(Exercise requirements): Repeat the data word for word. Do not include the pictures.

━━━

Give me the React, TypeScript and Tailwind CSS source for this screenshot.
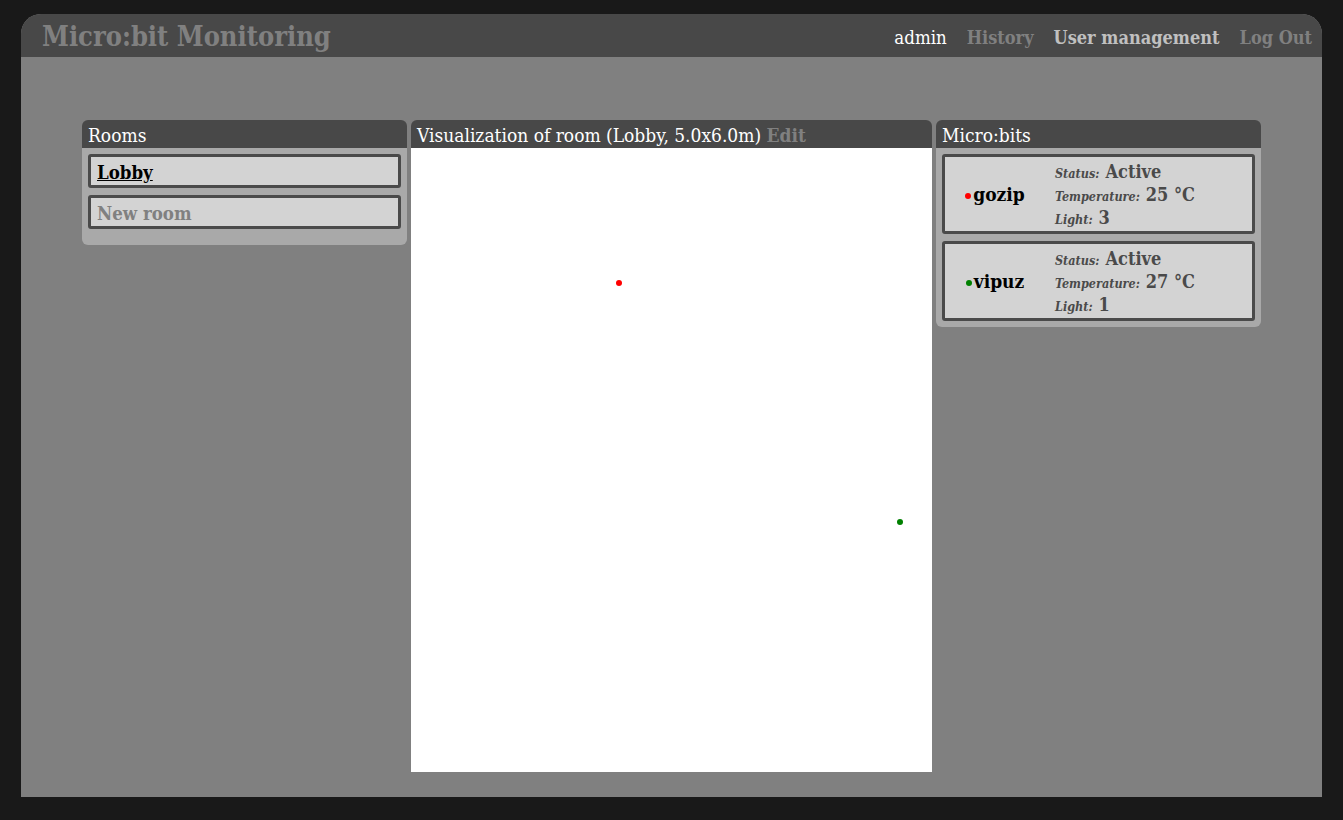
const serif = "font-['DejaVu_Serif_Condensed','DejaVu_Serif','Liberation_Serif',serif]";

const microbits = [
  { name: "gozip", dot: "bg-[#ff0000]", temp: 25, light: 3 },
  { name: "vipuz", dot: "bg-[#008000]", temp: 27, light: 1 },
];

function Panel({ title, width, children, extra }: { title: string; width: string; children: React.ReactNode; extra?: React.ReactNode }) {
  return (
    <section className={`${width} flex flex-col self-start`}>
      <h2 className="h-[28px] rounded-t-[6px] bg-[#484848] px-[6px] pt-[4px] text-[19px] leading-[22px] text-white">
        {title}
        {extra}
      </h2>
      {children}
    </section>
  );
}

function Stat({ label, value }: { label: string; value: string }) {
  return (
    <div className="flex h-[23px] items-baseline gap-[6px] text-[#4a4a4a]">
      <span className="text-[12.5px] font-bold italic">{label}</span>
      <span className="text-[18px] font-bold">{value}</span>
    </div>
  );
}

export default function App() {
  return (
    <div className={`h-screen bg-[#191919] px-[21px] pb-[23px] pt-[14px] ${serif}`}>
      <div className="flex h-full flex-col overflow-hidden rounded-t-[20px] bg-[#808080]">
        <header className="flex h-[43px] items-center justify-between bg-[#484848] pl-[21px] pr-[10px] pt-[4px]">
          <h1 className="text-[27px] font-bold text-[#808080]">Micro:bit Monitoring</h1>
          <nav className="flex items-center gap-[20px] text-[18px]">
            <span className="text-[18.5px] text-white">admin</span>
            <span className="font-bold text-[#808080]">History</span>
            <span className="font-bold text-[#c0c0c0]">User management</span>
            <span className="font-bold text-[#808080]">Log Out</span>
          </nav>
        </header>

        <main className="mt-[63px] flex justify-center gap-[4px]">
          <Panel title="Rooms" width="w-[325px]">
            <div className="flex flex-col gap-[7px] rounded-b-[6px] bg-[#a9a9a9] px-[6px] pb-[16px] pt-[6px]">
              <div className="h-[34px] rounded-[3px] border-[3px] border-[#4a4a4a] bg-[#d3d3d3] px-[6px] text-[18.5px] font-bold leading-[31px] text-black underline">
                Lobby
              </div>
              <div className="h-[34px] rounded-[3px] border-[3px] border-[#4a4a4a] bg-[#d3d3d3] px-[6px] text-[18.5px] font-bold leading-[31px] text-[#808080]">
                New room
              </div>
            </div>
          </Panel>

          <Panel
            title="Visualization of room (Lobby, 5.0x6.0m) "
            width="w-[521px]"
            extra={<span className="font-bold text-[#808080]">Edit</span>}
          >
            <div className="relative h-[624px] bg-white">
              <span className="absolute left-[205px] top-[132px] h-[6px] w-[6px] rounded-full bg-[#ff0000]" />
              <span className="absolute left-[486px] top-[371px] h-[6px] w-[6px] rounded-full bg-[#008000]" />
            </div>
          </Panel>

          <Panel title="Micro:bits" width="w-[325px]">
            <div className="flex flex-col gap-[7px] rounded-b-[6px] bg-[#a9a9a9] px-[6px] pb-[6px] pt-[6px]">
              {microbits.map((m) => (
                <div
                  key={m.name}
                  className="flex h-[80px] items-center rounded-[3px] border-[3px] border-[#4a4a4a] bg-[#d3d3d3]"
                >
                  <div className="mr-[10px] flex w-[100px] items-center justify-center">
                    <span className={`mr-[2px] mt-[4px] h-[6px] w-[6px] rounded-full ${m.dot}`} />
                    <span className="text-[19px] font-bold text-black">{m.name}</span>
                  </div>
                  <div className="-mt-[3px] flex flex-col">
                    <Stat label="Status:" value="Active" />
                    <Stat label="Temperature:" value={`${m.temp} °C`} />
                    <Stat label="Light:" value={`${m.light}`} />
                  </div>
                </div>
              ))}
            </div>
          </Panel>
        </main>
      </div>
    </div>
  );
}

━━━

(Task output):
Give me the React, TypeScript and Tailwind CSS source for this screenshot.
const serif = "font-['DejaVu_Serif_Condensed','DejaVu_Serif','Liberation_Serif',serif]";

const microbits = [
  { name: "gozip", dot: "bg-[#ff0000]", temp: 25, light: 3 },
  { name: "vipuz", dot: "bg-[#008000]", temp: 27, light: 1 },
];

function Panel({ title, width, children, extra }: { title: string; width: string; children: React.ReactNode; extra?: React.ReactNode }) {
  return (
    <section className={`${width} flex flex-col self-start`}>
      <h2 className="h-[28px] rounded-t-[6px] bg-[#484848] px-[6px] pt-[4px] text-[19px] leading-[22px] text-white">
        {title}
        {extra}
      </h2>
      {children}
    </section>
  );
}

function Stat({ label, value }: { label: string; value: string }) {
  return (
    <div className="flex h-[23px] items-baseline gap-[6px] text-[#4a4a4a]">
      <span className="text-[12.5px] font-bold italic">{label}</span>
      <span className="text-[18px] font-bold">{value}</span>
    </div>
  );
}

export default function App() {
  return (
    <div className={`h-screen bg-[#191919] px-[21px] pb-[23px] pt-[14px] ${serif}`}>
      <div className="flex h-full flex-col overflow-hidden rounded-t-[20px] bg-[#808080]">
        <header className="flex h-[43px] items-center justify-between bg-[#484848] pl-[21px] pr-[10px] pt-[4px]">
          <h1 className="text-[27px] font-bold text-[#808080]">Micro:bit Monitoring</h1>
          <nav className="flex items-center gap-[20px] text-[18px]">
            <span className="text-[18.5px] text-white">admin</span>
            <span className="font-bold text-[#808080]">History</span>
            <span className="font-bold text-[#c0c0c0]">User management</span>
            <span className="font-bold text-[#808080]">Log Out</span>
          </nav>
        </header>

        <main className="mt-[63px] flex justify-center gap-[4px]">
          <Panel title="Rooms" width="w-[325px]">
            <div className="flex flex-col gap-[7px] rounded-b-[6px] bg-[#a9a9a9] px-[6px] pb-[16px] pt-[6px]">
              <div className="h-[34px] rounded-[3px] border-[3px] border-[#4a4a4a] bg-[#d3d3d3] px-[6px] text-[18.5px] font-bold leading-[31px] text-black underline">
                Lobby
              </div>
              <div className="h-[34px] rounded-[3px] border-[3px] border-[#4a4a4a] bg-[#d3d3d3] px-[6px] text-[18.5px] font-bold leading-[31px] text-[#808080]">
                New room
              </div>
            </div>
          </Panel>

          <Panel
            title="Visualization of room (Lobby, 5.0x6.0m) "
            width="w-[521px]"
            extra={<span className="font-bold text-[#808080]">Edit</span>}
          >
            <div className="relative h-[624px] bg-white">
              <span className="absolute left-[205px] top-[132px] h-[6px] w-[6px] rounded-full bg-[#ff0000]" />
              <span className="absolute left-[486px] top-[371px] h-[6px] w-[6px] rounded-full bg-[#008000]" />
            </div>
          </Panel>

          <Panel title="Micro:bits" width="w-[325px]">
            <div className="flex flex-col gap-[7px] rounded-b-[6px] bg-[#a9a9a9] px-[6px] pb-[6px] pt-[6px]">
              {microbits.map((m) => (
                <div
                  key={m.name}
                  className="flex h-[80px] items-center rounded-[3px] border-[3px] border-[#4a4a4a] bg-[#d3d3d3]"
                >
                  <div className="mr-[10px] flex w-[100px] items-center justify-center">
                    <span className={`mr-[2px] mt-[4px] h-[6px] w-[6px] rounded-full ${m.dot}`} />
                    <span className="text-[19px] font-bold text-black">{m.name}</span>
                  </div>
                  <div className="-mt-[3px] flex flex-col">
                    <Stat label="Status:" value="Active" />
                    <Stat label="Temperature:" value={`${m.temp} °C`} />
                    <Stat label="Light:" value={`${m.light}`} />
                  </div>
                </div>
              ))}
            </div>
          </Panel>
        </main>
      </div>
    </div>
  );
}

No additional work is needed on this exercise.